Friday, April 26, 2013

T. D. Stone's Residence

William Waters truly embraced the Queen Anne Style.  Some of his most beautiful and charming dwellings were of that mode.  One of particular note was the home of Ripon newspaper publisher, Thomas Devilo Stone.  Mr Stone was born in Connecticut in 1848 and came to Wisconsin in 1869, working as editor for several newspapers before purchasing the Ripon Free Press.  Late in 1875 Thomas married Carrie Allen and started a family.  By the late 1880's Stone needed a home befitting his status and commodious to himself, wife and three daughters. 
Built in 1890 and dubbed "The Elms" the house occupied the corner of two fashionable streets on the east side of Ripon.  A large front porch served as a welcoming approach to the front door and there was a  profusion of windows and bays on the first floor.  On the second floor, front and center, was a balcony and arched opening flanked to the right by a bay window and on the left by a set of double windows.

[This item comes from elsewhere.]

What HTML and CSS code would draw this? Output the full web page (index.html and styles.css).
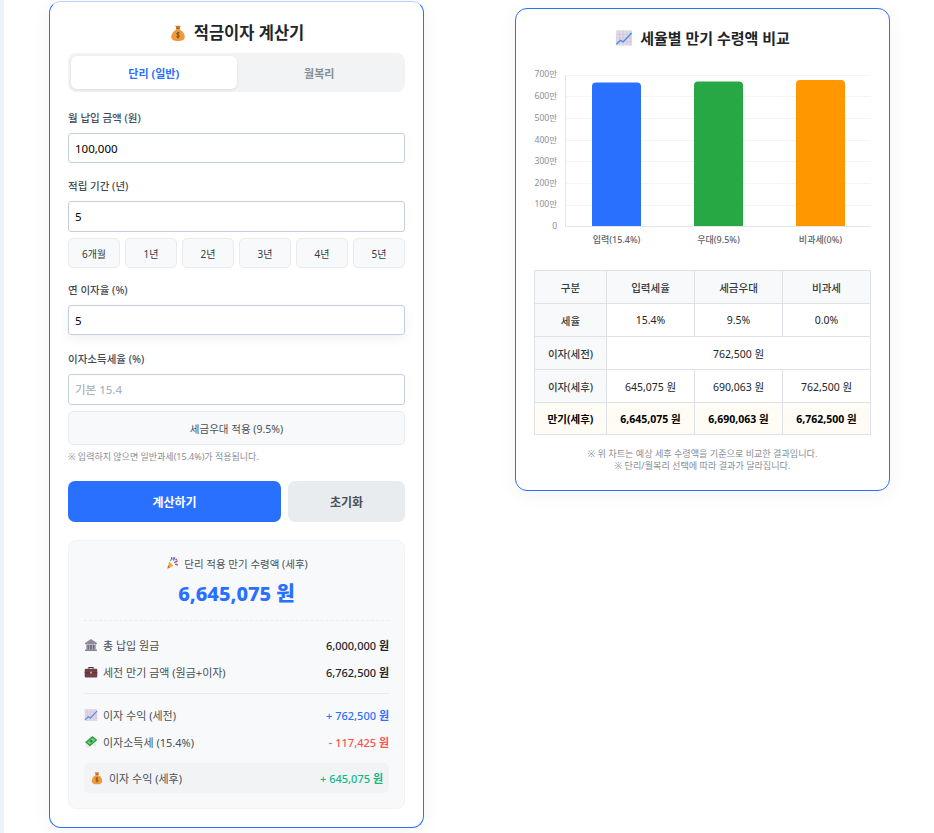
FILE: index.html
```html
<!DOCTYPE html>
<html lang="ko">
<head>
<meta charset="utf-8">
<meta name="viewport" content="width=device-width, initial-scale=1.0">
<title>적금이자 계산기</title>
<link rel="stylesheet" href="styles.css">
</head>
<body>

<svg class="defs" width="0" height="0">
  <defs>
    <symbol id="bag" viewBox="0 0 20 20">
      <path d="M7 1.500c1 .8 2 .8 3 .2 1 .6 2 .5 3-.2l-1.200 3.700h-3.600z" fill="#c9791f"/>
      <rect x="7.600" y="4.600" width="4.800" height="1.500" rx=".7" fill="#8a5a2b"/>
      <path d="M8 6c-3.200 1.800-5.500 5-5.500 8.200C2.500 17.800 5.500 19 10 19s7.500-1.200 7.500-4.800C17.500 11 15.200 7.800 12 6z" fill="#ee9a3a"/>
      <path d="M11.800 10.200c-.5-.6-3-.9-3.200.6-.2 1.700 3.100 1 3 2.800-.1 1.500-2.900 1.200-3.500.5M10 8.800v7.400" fill="none" stroke="#7a4a1c" stroke-width="1.100"/>
    </symbol>
    <symbol id="chart" viewBox="0 0 20 20">
      <rect x="1" y="1.500" width="18" height="17" fill="#e2d9ea"/>
      <path d="M1 6h18M1 10h18M1 14h18M5 2v16M9 2v16M13 2v16M17 2v16" stroke="#c4b6d4" stroke-width=".5"/>
      <path d="M1.500 17l4.500-4.500 3 1.800L18.500 4.500" fill="none" stroke="#3f8fe0" stroke-width="1.500"/>
    </symbol>
    <symbol id="party" viewBox="0 0 20 20">
      <path d="M3 19l3-11 6 6z" fill="#f2b035"/>
      <path d="M4.500 13.500l2.500 2.800-2 1-1.300-1.300z" fill="#d6457c"/>
      <path d="M9 1.500l1 4M14 2l-2 4.500M18 7l-5 2.500M18.500 13l-4-1.500" stroke="#8a56c9" stroke-width="1.800"/>
      <circle cx="12" cy="3" r="1.300" fill="#3f8fe0"/>
      <circle cx="16" cy="5" r="1.300" fill="#e0457a"/>
      <circle cx="8" cy="6" r="1.100" fill="#3fb56b"/>
      <circle cx="16" cy="10" r="1.100" fill="#f2b035"/>
    </symbol>
    <symbol id="bank" viewBox="0 0 20 20">
      <path d="M10 1.500L1.500 7v2h17V7z" fill="#8f8a9c"/>
      <rect x="3" y="9" width="14" height="7.500" fill="#aba7b6"/>
      <rect x="5" y="10" width="2" height="6.500" fill="#6e6a7a"/>
      <rect x="9" y="10" width="2" height="6.500" fill="#5a5666"/>
      <rect x="13" y="10" width="2" height="6.500" fill="#6e6a7a"/>
      <rect x="1.500" y="16.500" width="17" height="2" fill="#7f7b8b"/>
    </symbol>
    <symbol id="case" viewBox="0 0 20 20">
      <path d="M7 5.500V3.500h6v2" fill="none" stroke="#4f2f2f" stroke-width="1.500"/>
      <rect x="1" y="5.500" width="18" height="12.500" rx="1.500" fill="#70404a"/>
      <rect x="1" y="10.500" width="18" height="1" fill="#4f2f35"/>
      <rect x="8.500" y="9.500" width="3" height="2.600" fill="#d8a24a"/>
    </symbol>
    <symbol id="wings" viewBox="0 0 20 20">
      <path d="M1.500 10.500L12 1.500l7 5.500-10.500 9.500z" fill="#2f9a48"/>
      <path d="M4.500 10.500l7.500-6.300 4.200 3-7.500 6.500z" fill="#74d07a"/>
      <circle cx="10.200" cy="9" r="1.800" fill="#2e7d3a"/>
      <path d="M2.500 12.500l5 5-3 1.500-3.500-3.500z" fill="#e6ebf1"/>
      <path d="M14 11l3.500 2-1.500 4-3-2.500z" fill="#dfe4ea"/>
    </symbol>
  </defs>
</svg>

<div class="page">
  <div class="strip"></div>

  <!-- 계산기 -->
  <section class="card calc">
    <h1 class="title"><svg class="emoji big"><use href="#bag"/></svg>적금이자 계산기</h1>

    <div class="tabs">
      <button class="tab active">단리 (일반)</button>
      <button class="tab">월복리</button>
    </div>

    <label class="label first">월 납입 금액 (원)</label>
    <input class="field" value="100,000">

    <label class="label">적립 기간 (년)</label>
    <input class="field tall" value="5">
    <div class="presets">
      <button class="preset">6개월</button>
      <button class="preset">1년</button>
      <button class="preset">2년</button>
      <button class="preset">3년</button>
      <button class="preset">4년</button>
      <button class="preset">5년</button>
    </div>

    <label class="label near">연 이자율 (%)</label>
    <input class="field lifted" value="5">

    <label class="label far">이자소득세율 (%)</label>
    <input class="field tall" placeholder="기본 15.4">
    <button class="taxfree">세금우대 적용 (9.5%)</button>
    <p class="note">※ 입력하지 않으면 일반과세(15.4%)가 적용됩니다.</p>

    <div class="actions">
      <button class="btn primary">계산하기</button>
      <button class="btn reset">초기화</button>
    </div>

    <div class="result">
      <div class="result-title"><svg class="emoji"><use href="#party"/></svg>단리 적용 만기 수령액 (세후)</div>
      <div class="result-amount">6,645,075 원</div>

      <div class="rows dashed">
        <div class="row"><span><svg class="emoji"><use href="#bank"/></svg>총 납입 원금</span><span class="val">6,000,000 <b>원</b></span></div>
        <div class="row"><span><svg class="emoji"><use href="#case"/></svg>세전 만기 금액 (원금+이자)</span><span class="val">6,762,500 <b>원</b></span></div>
      </div>
      <div class="rows solid">
        <div class="row"><span><svg class="emoji"><use href="#chart"/></svg>이자 수익 (세전)</span><span class="val blue">+ 762,500 <b>원</b></span></div>
        <div class="row"><span><svg class="emoji"><use href="#wings"/></svg>이자소득세 (15.4%)</span><span class="val red">- 117,425 <b>원</b></span></div>
      </div>
      <div class="row net"><span><svg class="emoji"><use href="#bag"/></svg>이자 수익 (세후)</span><span class="val green">+ 645,075 <b>원</b></span></div>
    </div>
  </section>

  <!-- 비교 -->
  <section class="card compare">
    <h2 class="title small"><svg class="emoji big"><use href="#chart"/></svg>세율별 만기 수령액 비교</h2>

    <svg class="plot" width="337" height="182" viewBox="534 66 337 182">
      <g class="grid">
        <path d="M565 75.500H871M565 96.500H871M565 118.500H871M565 140.500H871M565 161.500H871M565 183.500H871M565 205.500H871"/>
        <path class="axis" d="M565.500 75V226.500M565 226.500H871"/>
      </g>
      <g class="ticks">
        <text x="557" y="77">700만</text>
        <text x="557" y="99">600만</text>
        <text x="557" y="121">500만</text>
        <text x="557" y="143">400만</text>
        <text x="557" y="164">300만</text>
        <text x="557" y="186">200만</text>
        <text x="557" y="207">100만</text>
        <text x="557" y="229">0</text>
      </g>
      <path d="M592 226V86.500a4 4 0 0 1 4-4h41a4 4 0 0 1 4 4V226z" fill="#2970ff"/>
      <path d="M694 226V85.500a4 4 0 0 1 4-4h41a4 4 0 0 1 4 4V226z" fill="#28a745"/>
      <path d="M796 226V84a4 4 0 0 1 4-4h41a4 4 0 0 1 4 4V226z" fill="#ff9800"/>
      <g class="cats">
        <text x="616.500" y="243">입력(15.4%)</text>
        <text x="718.500" y="243">우대(9.5%)</text>
        <text x="820.500" y="243">비과세(0%)</text>
      </g>
    </svg>

    <table class="compare-table">
      <tr><th>구분</th><th>입력세율</th><th>세금우대</th><th>비과세</th></tr>
      <tr><th>세율</th><td>15.4%</td><td>9.5%</td><td>0.0%</td></tr>
      <tr><th>이자(세전)</th><td colspan="3">762,500 원</td></tr>
      <tr><th>이자(세후)</th><td>645,075 원</td><td>690,063 원</td><td>762,500 원</td></tr>
      <tr class="total"><th>만기(세후)</th><td>6,645,075 원</td><td>6,690,063 원</td><td>6,762,500 원</td></tr>
    </table>

    <p class="foot">※ 위 차트는 예상 세후 수령액을 기준으로 비교한 결과입니다.<br>※ 단리/월복리 선택에 따라 결과가 달라집니다.</p>
  </section>
</div>

</body>
</html>
```

FILE: styles.css
```css
*{box-sizing:border-box;}

html,body{height:100%;}

body{
  margin:0;
  background:#fff;
  color:#212529;
  font-family:"Noto Sans","Noto Sans CJK KR",sans-serif;
  overflow:hidden;
}

.defs{position:absolute;}

.page{
  display:flex;
  align-items:flex-start;
  height:100%;
}

.strip{
  width:4px;
  height:100%;
  background:#edf2f8;
  margin-right:45px;
}

.card{
  width:375px;
  background:#fff;
  border:1px solid #2970ff;
  border-radius:12px;
  padding:0 18px;
  box-shadow:0 4px 20px rgba(0,0,0,.05);
}

.calc{margin-top:1px;height:827px;border-top-color:#b9d0ff;}
.compare{margin-top:8px;margin-left:91px;height:483px;}

.emoji{width:14px;height:14px;margin-right:5px;vertical-align:-2px;}
.emoji.big{width:18px;height:18px;margin-right:7px;vertical-align:-3px;}

.title{
  margin:19px 0 8px;
  height:24px;
  line-height:24px;
  font-size:16.500px;
  font-weight:700;
  text-align:center;
}
.title.small{margin:17px 0 16px;font-size:15px;}

/* tabs */
.tabs{
  display:flex;
  height:39px;
  padding:3px;
  background:#f1f3f5;
  border-radius:8px;
}
.tab{
  flex:1;
  border:none;
  background:none;
  border-radius:6px;
  font:inherit;
  font-size:11px;
  font-weight:700;
  color:#868e96;
}
.tab.active{
  background:#fff;
  color:#2970ff;
  box-shadow:0 1px 3px rgba(0,0,0,.1);
}

/* form */
.label{
  display:block;
  height:16px;
  margin:15px 0 7px;
  line-height:16px;
  font-size:10.500px;
  font-weight:500;
  color:#444b52;
}
.label.first{margin-top:18px;}
.label.near{margin-top:14px;}
.label.far{margin-top:16px;}

.field{
  display:block;
  width:100%;
  height:30px;
  padding:0 6px;
  border:1px solid #c3cfe0;
  border-radius:3px;
  background:#fff;
  font:inherit;
  font-size:11.500px;
  color:#000;
  outline:none;
}
.field::placeholder{color:#adb5bd;font-weight:500;}
.field.tall{height:31px;}
.field.lifted{box-shadow:0 4px 12px rgba(0,0,0,.06);}

.presets{display:flex;gap:5px;margin-top:6px;}
.preset{
  flex:1;
  height:30px;
  padding:0;
  border:1px solid #e9ecef;
  border-radius:5px;
  background:#f8f9fa;
  font:inherit;
  font-size:10px;
  color:#343a40;
}

.taxfree{
  display:block;
  width:100%;
  height:34px;
  margin-top:6px;
  border:1px solid #e9ecef;
  border-radius:5px;
  background:#f8f9fa;
  font:inherit;
  font-size:10.500px;
  color:#495057;
}

.note{
  margin:5px 0 0;
  height:14px;
  line-height:14px;
  font-size:9px;
  color:#868e96;
}

.actions{display:flex;gap:7px;margin-top:17px;}
.btn{
  height:41px;
  border:none;
  border-radius:7px;
  font:inherit;
  font-size:12px;
  font-weight:700;
}
.btn.primary{width:213px;background:#2970ff;color:#fff;}
.btn.reset{flex:1;background:#e9ecef;color:#495057;}

/* result */
.result{
  margin-top:18px;
  height:269px;
  padding:15px 15px 0;
  background:#f8f9fa;
  border:1px solid #f1f3f5;
  border-radius:8px;
}
.result-title{
  height:17px;
  line-height:17px;
  text-align:center;
  font-size:10.500px;
  color:#495057;
}
.result-amount{
  height:30px;
  margin-top:6px;
  line-height:30px;
  text-align:center;
  font-size:20px;
  font-weight:800;
  color:#2970ff;
}
.rows.dashed{margin-top:11px;padding-top:10px;border-top:1px dashed #e9ecef;}
.rows.solid{margin-top:8px;padding-top:7px;border-top:1px solid #e9ecef;}
.row{
  display:flex;
  justify-content:space-between;
  align-items:center;
  height:27px;
  font-size:11px;
  color:#495057;
}
.val{color:#212529;font-weight:500;}
.val b{font-weight:700;}
.blue{color:#2970ff;}
.red{color:#fa5252;}
.green{color:#12b886;}
.row.net{
  height:30px;
  margin-top:8px;
  padding:0 6px;
  background:#f1f3f5;
  border-radius:5px;
}

/* chart */
.plot{display:block;}
.grid path{fill:none;stroke:#f3f4f6;stroke-width:1;}
.grid path.axis{stroke:#e3e5e8;}
.ticks text{font-size:8.500px;fill:#868e96;text-anchor:end;}
.cats text{font-size:9px;font-weight:500;fill:#5c636a;text-anchor:middle;}

/* table */
.compare-table{
  width:337px;
  margin-top:22px;
  border-collapse:collapse;
  table-layout:fixed;
  font-size:10.500px;
}
.compare-table th,.compare-table td{
  height:33px;
  padding:0;
  border:1px solid #dee2e6;
  text-align:center;
}
.compare-table th{font-weight:500;background:#f8f9fa;color:#343a40;}
.compare-table th:first-child{width:72px;}
.compare-table td{color:#212529;}
.compare-table .total th,.compare-table .total td{
  height:32px;
  background:#fffcf5;
  font-weight:700;
  color:#000;
}

.foot{
  margin:13px 0 0;
  line-height:12px;
  text-align:center;
  font-size:9.100px;
  color:#868e96;
}
```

Four windows topped by a fan light filled the front gable and many of the upper sashes were rimmed by lights of colored glass.  At sometime, perhaps during the great depression the house was converted from a one family to a two family dwelling, the fate of many large and costly homes.  The front porch was enlarged and an entry door placed below the balcony.  The balcony became an enclosed porch and access to the second floor apartment was gained by way of the original entrance.  The sashes of colored glass were removed as well as the shingle covered railing along the top of the second floor's bay window.  The alteration adversely affected the balance and rhythm of the original design. 

Wednesday, April 24, 2013

More From Willie's Book

I've spent some time pouring over "Wellie's Book" and have found some very interesting things.  One thing which caught my eye was a front elevation and floor plan of a cottage like building.  It looked familiar to me; the central dormer and window above the door, the symmetry of the fenestration and general layout.  What was most baffling was the floor plan; I understood the "K" letter designation to mean kitchen but why was it at the front of the house.  Then there was the matter of the large room on the back of the building with lines dividing the room, was it some sort of squash court?   
Another look at both the elevation and the floor plan and it came to me; this was the Kewaunee county jail. The large room at the back was the cell block, not a court for some frantic indoor sport.  Absent was the hip roof replaced by a simple gable roof and there was no balcony above the front entrance but these were clearly preliminary drawings for the jail. 
It gives an insight to the design process, what was appealing and what was not.  The feeling of a home like building was maintained from the the first sketches through to the actual building.  I will post more from "Willie's Book" in the future.

Saturday, April 6, 2013


Edgar Sawyer was a shrewd man of business, a bank president, owner of the Oshkosh Gas Light Company and the Sawyer Cattle Company of Texas; he was wealthy man.  Mr. Sawyer had a mansion designed by William Waters and built on Oshkosh's Algoma Street in 1908, replacing a dwelling from the 1870's.  In addition the Sawyers had long maintained a summer house along the south shore of Lake Butte des Morts just west of Oshkosh.  The first house, Oakley Cottage was quite rustic and was replace by something less so. Known as Waldwic, the story goes that when the gas light company refused to run a line to the place, Mr. Sawyer bought the company and his summer home soon had gas lights.  The new structure was eventually expanded upon with several additions but by 1914 Edger Sawyer wanted a summer place that was up to date, comfortable, capacious and commodious.  
He again turned to William Waters for what the Oshkosh Daily Northwestern of April 23rd, 1915 called a "A substantial addition".  The article describes recent improvements in landscaping and new entry gate as well as the new house. " The addition includes a spacious veranda along the front, a reception room to the right of the entrance and a big living room, and, on the second floor, four commodious bedrooms. A sleeping porch for Mr. Sawyer has been built off his bedroom on the second floor."  The veranda was twenty three by twenty five feet and was said to be of a colonial style.  The lake end had a fireplace flanked by swings windows and the front was open but could be screened or windowed in cool weather.  The aforementioned reception room was fifteen feet square and the living room seventeen by forty feet with a fireplace like that on the veranda and finished off with quarter sawed oak.  Mr. Sawyer's sleeping porch was just above the entry and was supported by brick columns. There were two bedrooms above the veranda and two above the living room, all had white enamel trim and mahogany doors.  In 1947 the Sawyer family sold the place to William M. Brown of Missouri and since that time it may have had many owners, some of whom have made changes such as; bricking up veranda openings and placing mismatched windows in there place.  But all in all the house looks much as it did nearly one hundred years ago.